Celiac disease is an inflammatory enteropathy caused by an immune reaction to the protein gliadin, which is found in foods containing gluten, such as wheat.5 Immune system assault on the intestinal enterocytes leads to the stripping away of villi, negatively affecting nutrient absorption. Multiple studies have reported an association between having psoriasis and having celiac disease as well as the reverse, including a 3-fold increased risk of celiac disease for patients with psoriasis in a 2017 meta-analysis.6 Even if patients with psoriasis did not have celiac disease, studies have found that a notable percentage of patients with psoriasis have elevated antigliadin IgA antibody levels.7 Many hypotheses have been proposed to explain this association. One article suggested that the malabsorption associated with celiac disease predisposes patients to vitamin D deficiency, which is a contributing risk factor for psoriasis.8 Other explanations involve common immune cells involved in the response to both diseases and a shared genetic background between the 2 diseases.8 As a gluten-free diet is standard for patients with celiac disease, it stands to reason that IgA could be used as a serum biomarker for patients who also could see improvements by adopting the diet.

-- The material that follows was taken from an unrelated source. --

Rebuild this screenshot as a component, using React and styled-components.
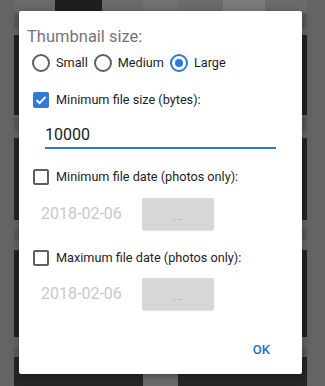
import React from "react";
import styled, { createGlobalStyle } from "styled-components";

const Global = createGlobalStyle`
  html, body { margin: 0; padding: 0; }
  body {
    width: 325px;
    height: 386px;
    overflow: hidden;
    background: #646464;
    font-family: Roboto, "Noto Sans", "Liberation Sans", sans-serif;
  }
`;

const Screen = styled.div`
  position: relative;
  width: 325px;
  height: 386px;
  overflow: hidden;
  background: #646464;
`;

const Backdrop = styled.div`
  display: flex;
  flex-direction: column;
  height: 100%;
  box-sizing: border-box;
  padding: 0 18px 0 14px;
`;

const Band = styled.div`
  display: flex;
  flex: none;
  height: ${(p) => p.$h}px;
`;

const Cell = styled.div`
  flex: ${(p) => (p.$w ? "none" : "1")};
  width: ${(p) => (p.$w ? `${p.$w}px` : "auto")};
  background: ${(p) => p.$c};
`;

const Dialog = styled.div`
  position: absolute;
  left: 19px;
  top: 11px;
  width: 283px;
  height: 363px;
  box-sizing: border-box;
  padding-top: 16px;
  background: #ffffff;
  border-radius: 2px;
  box-shadow: 0 2px 8px rgba(0, 0, 0, 0.35);
  display: flex;
  flex-direction: column;
`;

const Title = styled.div`
  padding-left: 8px;
  font-size: 16.5px;
  line-height: 20px;
  color: #757575;
`;

const RadioRow = styled.div`
  display: flex;
  align-items: center;
  gap: 6px;
  height: 24px;
  margin-top: 4px;
  padding-left: 13px;
`;

const RadioItem = styled.div`
  display: flex;
  align-items: center;
  gap: 6px;
`;

const Circle = styled.span`
  width: 18px;
  height: 18px;
  box-sizing: border-box;
  border-radius: 50%;
  border: 2px solid ${(p) => (p.$on ? "#2a79d5" : "#5f5f5f")};
  display: flex;
  align-items: center;
  justify-content: center;
  &::after {
    content: "";
    display: ${(p) => (p.$on ? "block" : "none")};
    width: 8px;
    height: 8px;
    border-radius: 50%;
    background: #2a79d5;
  }
`;

const Label = styled.span`
  font-size: 12.7px;
  line-height: 16px;
  color: #1e1e1e;
`;

const CheckRow = styled.div`
  display: flex;
  align-items: center;
  gap: 7px;
  height: 24px;
  margin-top: ${(p) => p.$mt}px;
  padding-left: 14px;
`;

const Box = styled.span`
  display: flex;
  align-items: center;
  justify-content: center;
  width: 16px;
  height: 16px;
  box-sizing: border-box;
  border-radius: 2px;
  border: ${(p) => (p.$on ? "none" : "2px solid #5f5f5f")};
  background: ${(p) => (p.$on ? "#2f7bd6" : "transparent")};
`;

const Field = styled.div`
  margin: 13px 26px 0 26px;
  padding-bottom: 2px;
  border-bottom: 2px solid #2b78d4;
  font-size: 16px;
  line-height: 20px;
  color: #212121;
`;

const DateRow = styled.div`
  display: grid;
  grid-template-columns: 101px 72px;
  align-items: center;
  height: 32px;
  margin-top: ${(p) => p.$mt}px;
  padding-left: 22px;
`;

const DateText = styled.span`
  font-size: 16px;
  line-height: 20px;
  color: #c9c9c9;
`;

const PickButton = styled.div`
  height: 32px;
  border-radius: 2px;
  background: #d7d7d7;
  box-shadow: 0 0.5px 1px rgba(0, 0, 0, 0.12);
  display: flex;
  align-items: center;
  justify-content: center;
  padding-top: 4px;
  box-sizing: border-box;
  font-size: 10px;
  letter-spacing: 0.5px;
  color: #999999;
`;

const Footer = styled.div`
  margin-top: auto;
  margin-bottom: 6.5px;
  height: 36px;
  display: flex;
  align-items: center;
  justify-content: flex-end;
  padding-right: 32px;
`;

const OkButton = styled.span`
  font-size: 13px;
  font-weight: 500;
  color: #1a6fd1;
`;

const bands = [
  { h: 13, cells: [[41, "#6a6a6a"], [47, "#1e1e1e"], [41, "#6b6b6b"], [35, "#717171"], [45, "#6c6c6c"], [42, "#7b7b7b"], [0, "#6b6b6b"]] },
  { h: 15, cells: [[0, "#5a5a5a"]] },
  { h: 7, cells: [[0, "#646464"]] },
  { h: 80, cells: [[0, "#222222"]] },
  { h: 3, cells: [[0, "#646464"]] },
  { h: 12, cells: [[0, "#5a5a5a"]] },
  { h: 8, cells: [[0, "#646464"]] },
  { h: 82, cells: [[0, "#242424"]] },
  { h: 10, cells: [[0, "#646464"]] },
  { h: 10, cells: [[0, "#5a5a5a"]] },
  { h: 10, cells: [[0, "#646464"]] },
  { h: 87, cells: [[0, "#222222"]] },
  { h: 10, cells: [[0, "#646464"]] },
  { h: 10, cells: [[0, "#5a5a5a"]] },
  { h: 29, cells: [[129, "#262626"], [35, "#6a6a6a"], [0, "#262626"]] },
];

const Check = () => (
  <svg width="12" height="12" viewBox="0 0 12 12" fill="none">
    <path d="M1.6 6.2 L4.6 9.1 L10.5 2.9" stroke="#ffffff" strokeWidth="2" />
  </svg>
);

export default function App() {
  return (
    <Screen>
      <Global />
      <Backdrop>
        {bands.map((b, i) => (
          <Band key={i} $h={b.h}>
            {b.cells.map(([w, c], j) => (
              <Cell key={j} $w={w} $c={c} />
            ))}
          </Band>
        ))}
      </Backdrop>
      <Dialog>
        <Title>Thumbnail size:</Title>
        <RadioRow>
          <RadioItem><Circle /><Label>Small</Label></RadioItem>
          <RadioItem><Circle /><Label>Medium</Label></RadioItem>
          <RadioItem><Circle $on /><Label>Large</Label></RadioItem>
        </RadioRow>
        <CheckRow $mt={13}>
          <Box $on><Check /></Box>
          <Label>Minimum file size (bytes):</Label>
        </CheckRow>
        <Field>10000</Field>
        <CheckRow $mt={16}>
          <Box />
          <Label>Minimum file date (photos only):</Label>
        </CheckRow>
        <DateRow $mt={9}>
          <DateText>2018-02-06</DateText>
          <PickButton>...</PickButton>
        </DateRow>
        <CheckRow $mt={16}>
          <Box />
          <Label>Maximum file date (photos only):</Label>
        </CheckRow>
        <DateRow $mt={8}>
          <DateText>2018-02-06</DateText>
          <PickButton>...</PickButton>
        </DateRow>
        <Footer>
          <OkButton>OK</OkButton>
        </Footer>
      </Dialog>
    </Screen>
  );
}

This result could help explain the proportion of respondents to the 2017 survey who experienced improvements to their psoriasis if the gluten-free diet was in fact not triggering the inflammatory effects that a regular diet would, which also may help to explain the mixed results that the gluten-free diet has had as a treatment for psoriasis. One 3-month study of patients who were positive for antigliadin antibodies found that the majority (82%) experienced a decrease in antibody levels and affected skin area after following a gluten-free diet. Only half the patients had been diagnosed with celiac disease prior to the study, lending credibility to the idea that antigliadin antibody could be used as a marker for patients with psoriasis who would benefit from a gluten-free diet.9 Other case studies have reported no improvement of psoriasis following implementation of a gluten-free diet,10 despite the patients having elevated gliadin antibodies or celiac disease. More studies are required to discern the exact nature of the benefits of a gluten-free diet on psoriasis; however, it does serve as a promising option for patients with both psoriasis and celiac disease.